How to Actually Make Group Writing Work
Start before you open a document. The first thing every group needs is a written agreement-not a handshake, not a WhatsApp message. Write it down. Use Google Docs. Title it “Group Writing Plan.” Include:
- Who writes what (specific sections, not just “research”)
- Deadlines for each draft stage (outline, first draft, revision, final)
- How feedback will be given (comments? track changes? weekly check-ins?)
- How conflicts will be resolved (if someone misses a deadline, what happens?)
This isn’t micromanaging. It’s fairness. A 2023 study from the University of Toronto tracked 187 student groups over two semesters. Those that used a written plan scored 22% higher on clarity and cohesion than those that didn’t. The difference wasn’t talent. It was structure.
Shared Documents: Tools That Actually Help
Not all shared documents are equal. Google Docs is the obvious choice for most students. It’s free, real-time, and works on phones. But here’s what most groups miss:
- Use comments, not just edits. Instead of rewriting someone’s paragraph, leave a comment: “Could we clarify this point with a source?” That invites discussion, not just overwrite.
- Enable version history. If someone deletes half your section, you can restore it. Don’t wait until the night before to check.
- Use headings and styles. If everyone uses Heading 1 for their section, the final paper looks professional. If one person uses bold, another uses italics, it looks chaotic.
- Don’t share the link with the whole class. Only give access to group members. You don’t want someone else accidentally editing your draft.

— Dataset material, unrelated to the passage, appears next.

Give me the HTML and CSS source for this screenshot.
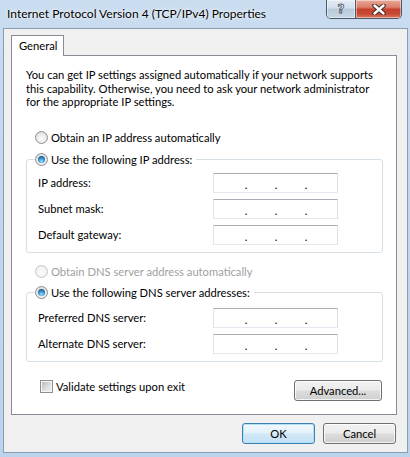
FILE: index.html
```html
<!DOCTYPE html>
<html lang="en">
<head>
<meta charset="utf-8">
<title>Internet Protocol Version 4 (TCP/IPv4) Properties</title>
<link rel="stylesheet" href="styles.css">
</head>
<body>
<div class="window">
  <div class="titlebar">
    <div class="title">Internet Protocol Version 4 (TCP/IPv4) Properties</div>
    <div class="caption-buttons">
      <div class="cap-btn help"><span class="help-glyph">?</span></div>
      <div class="cap-btn close">
        <svg width="14" height="11" viewBox="0 0 14 11" aria-hidden="true">
          <path d="M2.5 1.5 L11.5 9.5 M11.5 1.5 L2.5 9.5" stroke="#3b2a28" stroke-width="4.4" stroke-linecap="round"/>
          <path d="M2.5 1.5 L11.5 9.5 M11.5 1.5 L2.5 9.5" stroke="#ffffff" stroke-width="2.4" stroke-linecap="round"/>
        </svg>
      </div>
    </div>
  </div>
  <div class="client">
    <div class="tabs"><div class="tab">General</div></div>
    <div class="panel">
      <p class="intro">You can get IP settings assigned automatically if your network supports<br>this capability. Otherwise, you need to ask your network administrator<br>for the appropriate IP settings.</p>

      <div class="option first"><span class="radio"></span><span>Obtain an IP address automatically</span></div>

      <fieldset class="group">
        <legend class="option"><span class="radio checked"></span><span>Use the following IP address:</span></legend>
        <div class="field-row"><span class="label">IP address:</span><span class="ip"><span class="oct"></span><span class="dot">.</span><span class="oct"></span><span class="dot">.</span><span class="oct"></span><span class="dot">.</span><span class="oct"></span></span></div>
        <div class="field-row"><span class="label">Subnet mask:</span><span class="ip"><span class="oct"></span><span class="dot">.</span><span class="oct"></span><span class="dot">.</span><span class="oct"></span><span class="dot">.</span><span class="oct"></span></span></div>
        <div class="field-row"><span class="label">Default gateway:</span><span class="ip"><span class="oct"></span><span class="dot">.</span><span class="oct"></span><span class="dot">.</span><span class="oct"></span><span class="dot">.</span><span class="oct"></span></span></div>
      </fieldset>

      <div class="option disabled"><span class="radio"></span><span>Obtain DNS server address automatically</span></div>

      <fieldset class="group dns">
        <legend class="option"><span class="radio checked"></span><span>Use the following DNS server addresses:</span></legend>
        <div class="field-row"><span class="label">Preferred DNS server:</span><span class="ip"><span class="oct"></span><span class="dot">.</span><span class="oct"></span><span class="dot">.</span><span class="oct"></span><span class="dot">.</span><span class="oct"></span></span></div>
        <div class="field-row"><span class="label">Alternate DNS server:</span><span class="ip"><span class="oct"></span><span class="dot">.</span><span class="oct"></span><span class="dot">.</span><span class="oct"></span><span class="dot">.</span><span class="oct"></span></span></div>
      </fieldset>

      <div class="footer-row">
        <div class="check-row"><span class="checkbox"></span><span>Validate settings upon exit</span></div>
        <button class="btn advanced" type="button">Advanced...</button>
      </div>
    </div>
    <div class="dialog-buttons">
      <button class="btn default" type="button">OK</button>
      <button class="btn" type="button">Cancel</button>
    </div>
  </div>
</div>
</body>
</html>
```

FILE: styles.css
```css
html, body {
  margin: 0;
  padding: 0;
}

body {
  width: 410px;
  height: 457px;
  overflow: hidden;
  font-family: "Lato", "Noto Sans", sans-serif;
  font-size: 11.2px;
  color: #000;
  background: linear-gradient(180deg, #c9dcf0 0%, #c2d7ee 40%, #bcd3ec 100%);
}

.window {
  box-sizing: border-box;
  height: 457px;
  padding: 0 2px 4px 3px;
  display: flex;
  flex-direction: column;
}

/* ---------- title bar ---------- */
.titlebar {
  height: 28px;
  flex: none;
  display: flex;
  align-items: flex-start;
}

.title {
  margin: 6px 0 0 4px;
  font-size: 12px;
  line-height: 16px;
  white-space: nowrap;
  text-shadow: 0 0 6px rgba(255, 255, 255, 0.95), 0 0 2px rgba(255, 255, 255, 0.9);
}

.caption-buttons {
  margin-left: auto;
  margin-right: 6px;
  display: flex;
  height: 18px;
  border: 1px solid #4a5868;
  border-top: none;
  border-radius: 0 0 5px 5px;
  overflow: hidden;
}

.cap-btn {
  height: 18px;
  display: flex;
  align-items: center;
  justify-content: center;
  box-shadow: inset 0 0 0 1px rgba(255, 255, 255, 0.45);
}

.help {
  width: 28px;
  border-right: 1px solid #4a5868;
  background: linear-gradient(180deg, #e3ebf4 0%, #d2dfec 45%, #b9cadb 52%, #c7d6e5 100%);
}

.help-glyph {
  font-family: "DejaVu Sans", sans-serif;
  font-weight: bold;
  font-size: 12px;
  line-height: 12px;
  color: #eef2f6;
  -webkit-text-stroke: 0.8px #4b5563;
}

.close {
  width: 45px;
  background: linear-gradient(180deg, #eaa999 0%, #dc7c69 40%, #c5412e 52%, #c84a35 78%, #dd7a60 100%);
}

/* ---------- client area ---------- */
.client {
  flex: 1;
  display: flex;
  flex-direction: column;
  border: 1px solid #8a9cb0;
  background: #f0f0f0;
  padding: 6px 10px 8px 7px;
}

.tabs {
  display: flex;
  flex: none;
}

.tab {
  position: relative;
  z-index: 1;
  box-sizing: border-box;
  width: 53px;
  height: 21px;
  margin-bottom: -1px;
  padding-left: 7px;
  line-height: 19px;
  background: #fff;
  border: 1px solid #898c95;
  border-bottom: none;
}

.panel {
  flex: 1;
  display: flex;
  flex-direction: column;
  background: #fff;
  border: 1px solid #898c95;
  padding: 0 13px 0 14px;
}

.intro {
  margin: 12px 0 0;
  line-height: 13.5px;
  white-space: nowrap;
}

/* ---------- radios / options ---------- */
.option {
  display: flex;
  align-items: center;
  gap: 3px;
  height: 16px;
  white-space: nowrap;
}

.option.first {
  margin: 21px 0 0 9px;
}

.option.disabled {
  margin: 11px 0 0 9px;
  color: #a0a0a0;
}

.radio {
  box-sizing: border-box;
  width: 13px;
  height: 13px;
  flex: none;
  border-radius: 50%;
  border: 1px solid #8d9298;
  background: radial-gradient(circle at 50% 60%, #fbfbfb 0%, #ececec 45%, #cfd1d3 100%);
  display: flex;
  align-items: center;
  justify-content: center;
}

.radio.checked::after {
  content: "";
  width: 7px;
  height: 7px;
  border-radius: 50%;
  background: radial-gradient(circle at 50% 75%, #9fe0ff 0%, #4aa2dc 35%, #1d5f93 75%, #17496f 100%);
}

.option.disabled .radio {
  border-color: #c4c7ca;
  background: radial-gradient(circle at 50% 60%, #fbfbfb 0%, #f2f2f2 60%, #e3e4e5 100%);
}

/* ---------- group boxes ---------- */
.group {
  margin: 6px 0 0;
  padding: 5px 0 7px;
  min-width: 0;
  border: 1px solid #d5dfe5;
  border-radius: 3px;
}

.group.dns {
  margin-top: 5px;
  padding-top: 7px;
}

.group legend {
  margin-left: 8px;
  padding: 0 4px 0 0;
}

.field-row {
  display: flex;
  align-items: center;
  height: 20px;
  margin-left: 11px;
}

.field-row + .field-row {
  margin-top: 6px;
}

.label {
  width: 175px;
  flex: none;
  white-space: nowrap;
}

.ip {
  box-sizing: border-box;
  width: 125px;
  height: 20px;
  display: flex;
  padding: 3px 0 0 4px;
  line-height: 15px;
  background: #fff;
  border: 1px solid;
  border-color: #abadb3 #dbdfe6 #e3e9ef #e2e3ea;
}

.oct {
  width: 26px;
}

.dot {
  width: 4px;
  text-align: center;
}

/* ---------- footer ---------- */
.footer-row {
  display: flex;
  align-items: flex-start;
  margin-top: 18px;
}

.check-row {
  display: flex;
  align-items: center;
  gap: 3px;
  height: 13px;
  margin-left: 14px;
  white-space: nowrap;
}

.checkbox {
  box-sizing: border-box;
  width: 13px;
  height: 13px;
  flex: none;
  border: 1px solid #8e8f8f;
  padding: 1px;
  background: linear-gradient(135deg, #b7bbc0 0%, #dcdedf 55%, #f0f0f0 100%) content-box, #f6f6f6;
}

.btn {
  box-sizing: border-box;
  height: 21px;
  padding: 0;
  font: inherit;
  color: #000;
  border: 1px solid #707070;
  border-radius: 3px;
  background: linear-gradient(180deg, #f2f2f2 0%, #ebebeb 48%, #dddddd 52%, #cfcfcf 100%);
  box-shadow: inset 0 0 0 1px rgba(255, 255, 255, 0.75);
}

.btn.advanced {
  width: 88px;
  margin-left: auto;
  margin-right: 1px;
}

.dialog-buttons {
  flex: none;
  display: flex;
  justify-content: flex-end;
  gap: 8px;
  margin: 8px 1px 0 0;
}

.dialog-buttons .btn {
  width: 73px;
}

.btn.default {
  border-color: #3c7fb1;
  background: linear-gradient(180deg, #f0f8fd 0%, #e2f1fb 48%, #d0e8f7 52%, #c3e1f4 100%);
  box-shadow: inset 0 0 0 1px #b3e2f8;
}
```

Some groups try Notion or Microsoft Word’s co-authoring. Both work fine, but Google Docs wins for simplicity. The goal isn’t to use the fanciest tool-it’s to use one everyone understands and sticks to.
Writing Together, Not Just Writing Side-by-Side
The biggest mistake? Thinking collaboration means dividing the work and gluing it together. That’s not writing together. That’s writing alone, then hoping it fits.
True collaboration happens when you read each other’s drafts and say, “This part doesn’t connect to mine.” Or, “I found a study that could strengthen your argument.” Or, “Your conclusion doesn’t match the intro.”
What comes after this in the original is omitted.